━━ Dataset excerpt

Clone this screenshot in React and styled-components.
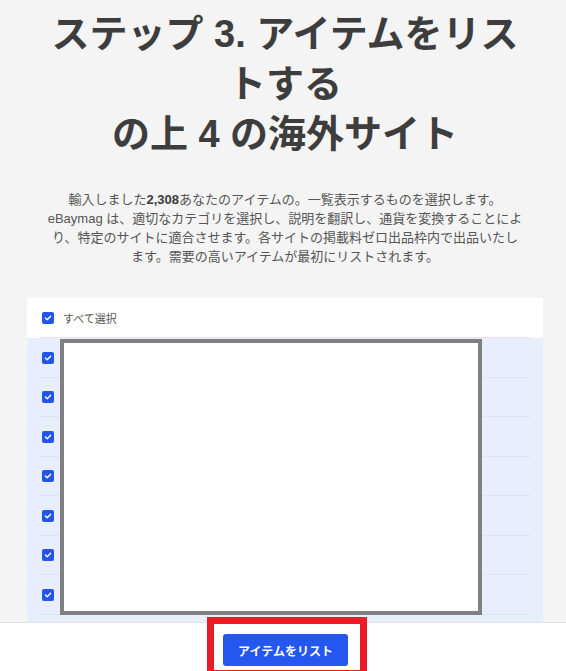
import React from 'react';
import styled, { createGlobalStyle } from 'styled-components';

const GlobalStyle = createGlobalStyle`
    html, body {
        margin: 0;
        padding: 0;
        background: #f4f4f4;
    }
    body {
        font-family: "Liberation Sans", "Noto Sans CJK JP", sans-serif;
        overflow: hidden;
    }
`

const Page = styled.div`
    width: 516px;
    margin-left: 27px;
    padding-bottom: 60px;
`

const Title = styled.h1`
    margin: 9px 0 0;
    font-size: 38px;
    line-height: 50px;
    font-weight: 700;
    color: #3d3d3d;
    text-align: center;
    white-space: nowrap;
`

const Lead = styled.p`
    margin: 31px 0 0;
    font-size: 13px;
    line-height: 19px;
    color: #555;
    text-align: center;
    white-space: nowrap;

    & > b {
        color: #3a3a3a;
    }
`

const Card = styled.div`
    position: relative;
    margin-top: 32px;
    background: #fff;
`

const HeaderRow = styled.div`
    display: flex;
    align-items: center;
    gap: 9px;
    height: 39px;
    margin: 0 12px;
    padding-left: 3px;
    border-bottom: 1px solid #e6e6e6;
    font-family: "Noto Sans CJK JP", sans-serif;
    font-size: 11px;
    color: #555;
`

const RowList = styled.div`
    background: #e8eefd;
    padding: 0 12px;
`

const Row = styled.div`
    display: flex;
    align-items: center;
    height: 39.5px;
    box-sizing: border-box;
    padding-left: 3px;
    padding-top: 1px;
    border-bottom: 1px solid #dfe3ec;
`

const Box = styled.span`
    display: inline-flex;
    align-items: center;
    justify-content: center;
    width: 12px;
    height: 12px;
    border-radius: 2px;
    background: #2354ec;
    flex-shrink: 0;
`

const Cover = styled.div`
    position: absolute;
    left: 33px;
    top: 41px;
    width: 422px;
    height: 276px;
    box-sizing: border-box;
    border: 4px solid #808080;
    background: #fff;
`

const Footer = styled.div`
    position: fixed;
    left: 0;
    right: 0;
    bottom: 0;
    height: 48px;
    background: #fff;
    border-top: 1px solid #e3e3e3;
`

const FooterInner = styled.div`
    position: relative;
    width: 516px;
    margin-left: 27px;
    height: 100%;
    display: flex;
    justify-content: center;
    padding-top: 11px;
    box-sizing: border-box;
`

const ListButton = styled.button`
    width: 125px;
    height: 32px;
    border: none;
    border-radius: 3px;
    background: #2456f0;
    color: #fff;
    font-family: "Noto Sans CJK JP", sans-serif;
    font-size: 12px;
    font-weight: 700;
    padding: 0;
    margin-left: 1px;
`

const Highlight = styled.div`
    position: absolute;
    left: 180px;
    top: -6px;
    width: 160px;
    height: 60px;
    box-sizing: border-box;
    border: 7px solid #ea1d27;
    pointer-events: none;
`

const Check = () => (
    <Box>
        <svg width="8" height="8" viewBox="0 0 8 8">
            <path d="M1.4 4.1 L3.2 5.8 L6.6 2.3" fill="none" stroke="#fff" strokeWidth="1.4" strokeLinecap="round" strokeLinejoin="round" />
        </svg>
    </Box>
)

const rows = Array.from({ length: 9 }, (_, i) => i);

const App = () => {
    return (
        <>
            <GlobalStyle />
            <Page>
                <Title>
                    ステップ 3. アイテムをリス<br />
                    トする<br />
                    の上 4 の海外サイト
                </Title>
                <Lead>
                    輸入しました<b>2,308</b>あなたのアイテムの。一覧表示するものを選択します。<br />
                    eBaymag は、適切なカテゴリを選択し、説明を翻訳し、通貨を変換することによ<br />
                    り、特定のサイトに適合させます。各サイトの掲載料ゼロ出品枠内で出品いたし<br />
                    ます。需要の高いアイテムが最初にリストされます。
                </Lead>
                <Card>
                    <HeaderRow>
                        <Check />
                        すべて選択
                    </HeaderRow>
                    <RowList>
                        {rows.map((r) => (
                            <Row key={r}>
                                <Check />
                            </Row>
                        ))}
                    </RowList>
                    <Cover />
                </Card>
            </Page>
            <Footer>
                <FooterInner>
                    <ListButton>アイテムをリスト</ListButton>
                    <Highlight />
                </FooterInner>
            </Footer>
        </>
    )
}

export default App;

━━━━

Task details:
Without the pictures, retype the whole of the material above exactly.

Result of the task:
Clone this screenshot in React and styled-components.
import React from 'react';
import styled, { createGlobalStyle } from 'styled-components';

const GlobalStyle = createGlobalStyle`
    html, body {
        margin: 0;
        padding: 0;
        background: #f4f4f4;
    }
    body {
        font-family: "Liberation Sans", "Noto Sans CJK JP", sans-serif;
        overflow: hidden;
    }
`

const Page = styled.div`
    width: 516px;
    margin-left: 27px;
    padding-bottom: 60px;
`

const Title = styled.h1`
    margin: 9px 0 0;
    font-size: 38px;
    line-height: 50px;
    font-weight: 700;
    color: #3d3d3d;
    text-align: center;
    white-space: nowrap;
`

const Lead = styled.p`
    margin: 31px 0 0;
    font-size: 13px;
    line-height: 19px;
    color: #555;
    text-align: center;
    white-space: nowrap;

    & > b {
        color: #3a3a3a;
    }
`

const Card = styled.div`
    position: relative;
    margin-top: 32px;
    background: #fff;
`

const HeaderRow = styled.div`
    display: flex;
    align-items: center;
    gap: 9px;
    height: 39px;
    margin: 0 12px;
    padding-left: 3px;
    border-bottom: 1px solid #e6e6e6;
    font-family: "Noto Sans CJK JP", sans-serif;
    font-size: 11px;
    color: #555;
`

const RowList = styled.div`
    background: #e8eefd;
    padding: 0 12px;
`

const Row = styled.div`
    display: flex;
    align-items: center;
    height: 39.5px;
    box-sizing: border-box;
    padding-left: 3px;
    padding-top: 1px;
    border-bottom: 1px solid #dfe3ec;
`

const Box = styled.span`
    display: inline-flex;
    align-items: center;
    justify-content: center;
    width: 12px;
    height: 12px;
    border-radius: 2px;
    background: #2354ec;
    flex-shrink: 0;
`

const Cover = styled.div`
    position: absolute;
    left: 33px;
    top: 41px;
    width: 422px;
    height: 276px;
    box-sizing: border-box;
    border: 4px solid #808080;
    background: #fff;
`

const Footer = styled.div`
    position: fixed;
    left: 0;
    right: 0;
    bottom: 0;
    height: 48px;
    background: #fff;
    border-top: 1px solid #e3e3e3;
`

const FooterInner = styled.div`
    position: relative;
    width: 516px;
    margin-left: 27px;
    height: 100%;
    display: flex;
    justify-content: center;
    padding-top: 11px;
    box-sizing: border-box;
`

const ListButton = styled.button`
    width: 125px;
    height: 32px;
    border: none;
    border-radius: 3px;
    background: #2456f0;
    color: #fff;
    font-family: "Noto Sans CJK JP", sans-serif;
    font-size: 12px;
    font-weight: 700;
    padding: 0;
    margin-left: 1px;
`

const Highlight = styled.div`
    position: absolute;
    left: 180px;
    top: -6px;
    width: 160px;
    height: 60px;
    box-sizing: border-box;
    border: 7px solid #ea1d27;
    pointer-events: none;
`

const Check = () => (
    <Box>
        <svg width="8" height="8" viewBox="0 0 8 8">
            <path d="M1.4 4.1 L3.2 5.8 L6.6 2.3" fill="none" stroke="#fff" strokeWidth="1.4" strokeLinecap="round" strokeLinejoin="round" />
        </svg>
    </Box>
)

const rows = Array.from({ length: 9 }, (_, i) => i);

const App = () => {
    return (
        <>
            <GlobalStyle />
            <Page>
                <Title>
                    ステップ 3. アイテムをリス<br />
                    トする<br />
                    の上 4 の海外サイト
                </Title>
                <Lead>
                    輸入しました<b>2,308</b>あなたのアイテムの。一覧表示するものを選択します。<br />
                    eBaymag は、適切なカテゴリを選択し、説明を翻訳し、通貨を変換することによ<br />
                    り、特定のサイトに適合させます。各サイトの掲載料ゼロ出品枠内で出品いたし<br />
                    ます。需要の高いアイテムが最初にリストされます。
                </Lead>
                <Card>
                    <HeaderRow>
                        <Check />
                        すべて選択
                    </HeaderRow>
                    <RowList>
                        {rows.map((r) => (
                            <Row key={r}>
                                <Check />
                            </Row>
                        ))}
                    </RowList>
                    <Cover />
                </Card>
            </Page>
            <Footer>
                <FooterInner>
                    <ListButton>アイテムをリスト</ListButton>
                    <Highlight />
                </FooterInner>
            </Footer>
        </>
    )
}

export default App;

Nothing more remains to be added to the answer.